Foster doesn't deserve to be flayed by armchair generals who've not yet experienced his work as head coach of the All Blacks – critiqued unseen by people about as capable of coaching a major rugby team as Peppa Pig.
There used to be a thing called "a fair go" – given to someone before assassinating their character. These days (thanks, internet and social media) we trash them first and never have to reconsider because the words just accumulate on the mountain of meaningless verbiage, instantly forgotten.
The theory Foster will only offer more of the same is laughably lame. He'll be aware it's time for change, same as any new boss wants to stamp his or her authority and style on a commercial enterprise. Appointing someone from an old dynasty doesn't mean new thinking can't be brought to a new problem.
Let's be honest – how many predicted England beating the All Blacks in the World Cup semifinal? Most saw the All Blacks put the Irish to the sword with the new attacking philosophy and were happily in favour of it.
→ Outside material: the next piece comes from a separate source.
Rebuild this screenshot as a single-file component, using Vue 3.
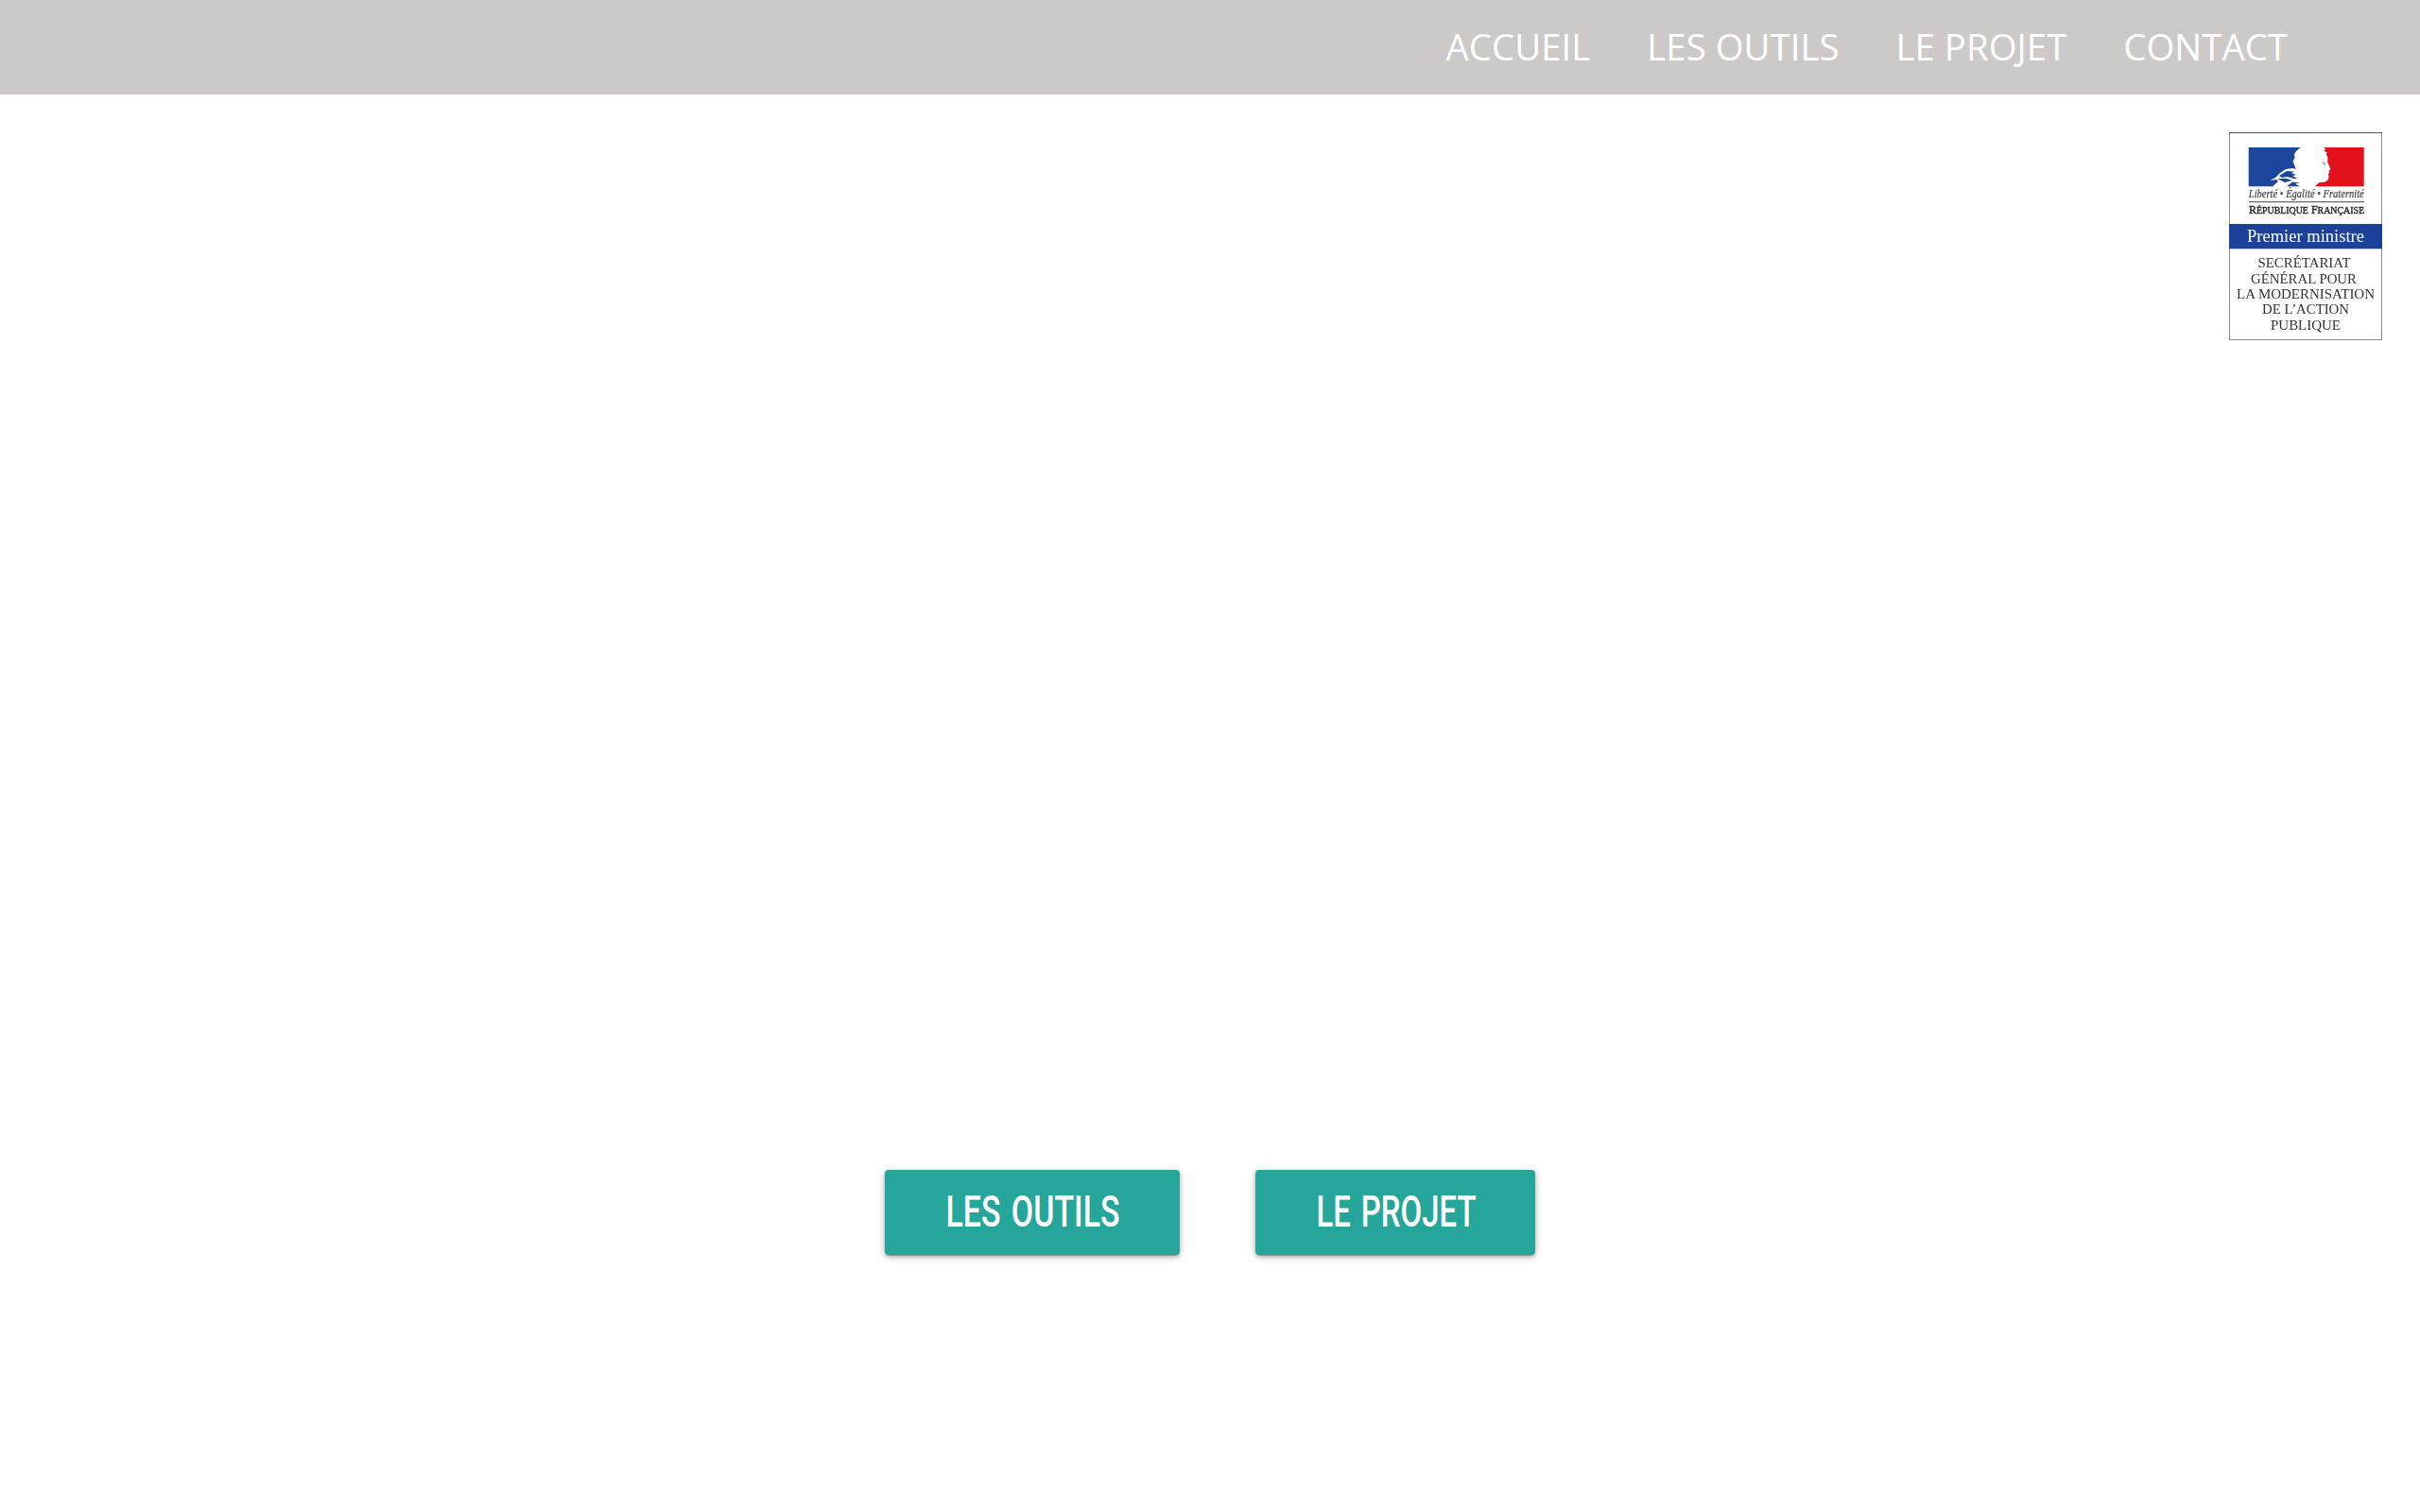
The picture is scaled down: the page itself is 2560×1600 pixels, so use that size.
<script setup>
const links = ['ACCUEIL', 'LES OUTILS', 'LE PROJET', 'CONTACT']

const buttons = [
  { text: 'LES OUTILS', width: 312, length: 184 },
  { text: 'LE PROJET', width: 296, length: 169 }
]

const department = [
  { text: 'SECRÉTARIAT', x: 79.5, y: 143.3, length: 98 },
  { text: 'GÉNÉRAL POUR', x: 79, y: 159.6, length: 112 },
  { text: 'LA MODERNISATION', x: 81, y: 175.8, length: 146 },
  { text: 'DE L’ACTION', x: 81, y: 192, length: 92 },
  { text: 'PUBLIQUE', x: 81, y: 209, length: 74 }
]
</script>

<template>
  <div class="page">
    <nav class="bar">
      <a v-for="link in links" :key="link" class="link">{{ link }}</a>
    </nav>
    <header class="brand">
      <svg class="logo" width="162" height="220" viewBox="0 0 162 220">
        <rect x="0.5" y="0.5" width="161" height="219" fill="#fff" stroke="#8b8b8b" />
        <path d="M0 .5H162" stroke="#555" />
        <g class="soft">
          <path fill="#1b469b" d="M20.7 16H75.5L71 20 69 23 69.5 27 67.5 31 69 34 70.5 39 67 38 60 39 54 43 49 48 43 51 50 50 52 52 46 57.3H20.7Z" />
          <path fill="#1b469b" d="M53 46 61 41 69 41.5 66 43 71 45 67 46 72 49 68 49 62 47 56 48ZM51 49 61 49 67 51 59 53ZM61 57.3 67 52.5 75 53.5 70 54.5 75 57.3Z" />
          <path fill="#e2111b" d="M100.5 16H142.7V57.3H91L95 53.3 102 52.5 105 50 105.5 46.5 104.8 44.5 106 42.5 105.5 41 107.5 39 104.2 31.5 104.5 27 102.8 23 103.5 21 100.5 20 102 18Z" />
          <path d="M98.5 33Q101 31.5 102 33M100 35.5 102 33.5" stroke="#777" stroke-width="1" fill="none" />
          <text class="motto" x="20.8" y="69.2" textLength="122" lengthAdjust="spacingAndGlyphs">Liberté • Égalité • Fraternité</text>
          <path d="M21 73.7H143" stroke="#666" stroke-width="1.2" />
          <text class="republic" x="21" y="86.3" textLength="122" lengthAdjust="spacingAndGlyphs">R<tspan class="small">ÉPUBLIQUE</tspan> F<tspan class="small">RANÇAISE</tspan></text>
        </g>
        <rect y="97" width="162" height="26.3" fill="#1b4298" />
        <g class="soft">
          <text class="minister" x="81" y="116.3" textLength="124" lengthAdjust="spacingAndGlyphs">Premier ministre</text>
          <text v-for="line in department" :key="line.text" class="department" :x="line.x" :y="line.y" :textLength="line.length" lengthAdjust="spacingAndGlyphs">{{ line.text }}</text>
        </g>
      </svg>
    </header>
    <main class="actions">
      <a v-for="button in buttons" :key="button.text" class="button">
        <svg :width="button.width" height="90">
          <text class="label" x="64.5" y="60" :textLength="button.length" lengthAdjust="spacingAndGlyphs">{{ button.text }}</text>
        </svg>
      </a>
    </main>
  </div>
</template>

<style>
body {
  margin: 0;
  background: #fefefe;
}
</style>

<style scoped>
.page {
  height: 1600px;
  display: flex;
  flex-direction: column;
  overflow: hidden;
  font-family: "Open Sans", sans-serif;
}
.bar {
  box-sizing: border-box;
  height: 100px;
  flex: none;
  display: flex;
  justify-content: flex-end;
  align-items: center;
  padding-right: 110px;
  background: #cdc9c8;
}
.link {
  padding: 0 30px;
  color: #fff;
  font-size: 38.4px;
  line-height: 98px;
  height: 100px;
  white-space: nowrap;
}
.brand {
  flex: none;
  display: flex;
  justify-content: flex-end;
  padding: 40px 40px 0 0;
}
.logo {
  display: block;
  font-family: "Liberation Serif", serif;
}
.soft {
  filter: blur(0.4px);
}
.motto {
  font-size: 11.5px;
  font-style: italic;
  fill: #444;
  stroke: #444;
  stroke-width: 0.2px;
}
.republic {
  font-size: 11.5px;
  fill: #222;
  stroke: #222;
  stroke-width: 0.35px;
}
.small {
  font-size: 9.5px;
}
.minister {
  font-size: 19px;
  fill: #fff;
  text-anchor: middle;
}
.department {
  font-size: 15.5px;
  fill: #333;
  text-anchor: middle;
}
.actions {
  display: flex;
  justify-content: center;
  gap: 80px;
  margin-top: 878px;
}
.button {
  height: 90px;
  border-radius: 4px;
  background: #26a69a;
  box-shadow: 0 2px 5px 0 rgba(0, 0, 0, 0.26), 0 2px 8px 0 rgba(0, 0, 0, 0.12), 0 3px 1px -2px rgba(0, 0, 0, 0.2);
}
.button svg {
  display: block;
  overflow: visible;
}
.label {
  font-family: Roboto, sans-serif;
  font-size: 47px;
  font-weight: 500;
  word-spacing: 4px;
  fill: #fff;
}
</style>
World Cup winners South Africa were undone in pool play by 10 minutes of attacking frenzy; few hollered "mistake" then.
After that bravura, one-off performance by England (followed closely by a woeful one in the final) Foster will apparently be charged by the public with bringing back the All Black "fear factor" after they were beaten by the English pack.
It's a crock. When the All Blacks fell to England in 2012, feted performers like Brodie Retallick were overshadowed and even rag-dolled at times. Did anyone panic and say the All Blacks were playing like little girls? The team produced one of the best international rugby records of all time from that point – 30 wins, two losses and one draw, a win record of 90 per cent, in three years, and, oh yes, another World Cup in some style.
The All Blacks' World Cup demise came down to three main factors, in my opinion:
1) The game plan was high speed but also high risk, always liable to be tripped up by a committed defence in a knockout match.
2) England produced a first-half attacking display that saw space found and passes stick; the old jibe that England teams could not run, pass and score tries was gone.
3) The breakdown; much of the damage was done by Sam Underhill and Tom Curry. Giant performances, maybe, but no giants they.
Will Foster ignore those elements? He might if he is monumentally stupid – which he isn't.
He has two selection challenges (plugging big gaps at lock and loose forward) as he faces Wales in two home tests, Scotland in one, a new Australia under Dave Rennie for the Bledisloe Cup, the Rugby Championship and a 2020 tour containing another fixture against England.
That match, early in his head coach career, will be the yardstick applied to Foster. It will also be the stick used to beat him with if England win again.
It will be fascinating to see how he changes things; it might be a savvy bet he'll tighten things up and play more territory, possession and more of a kicking game, initially anyway.
When all is said and done, NZ Rugby have appointed him for two years. If it all goes down the dunny, Robertson could take over. Only, hang on a moment…Warren Gatland will be available then.
Will they then plump for Robertson over an internationally-proven coach? Wonder what the polls and trolls will say.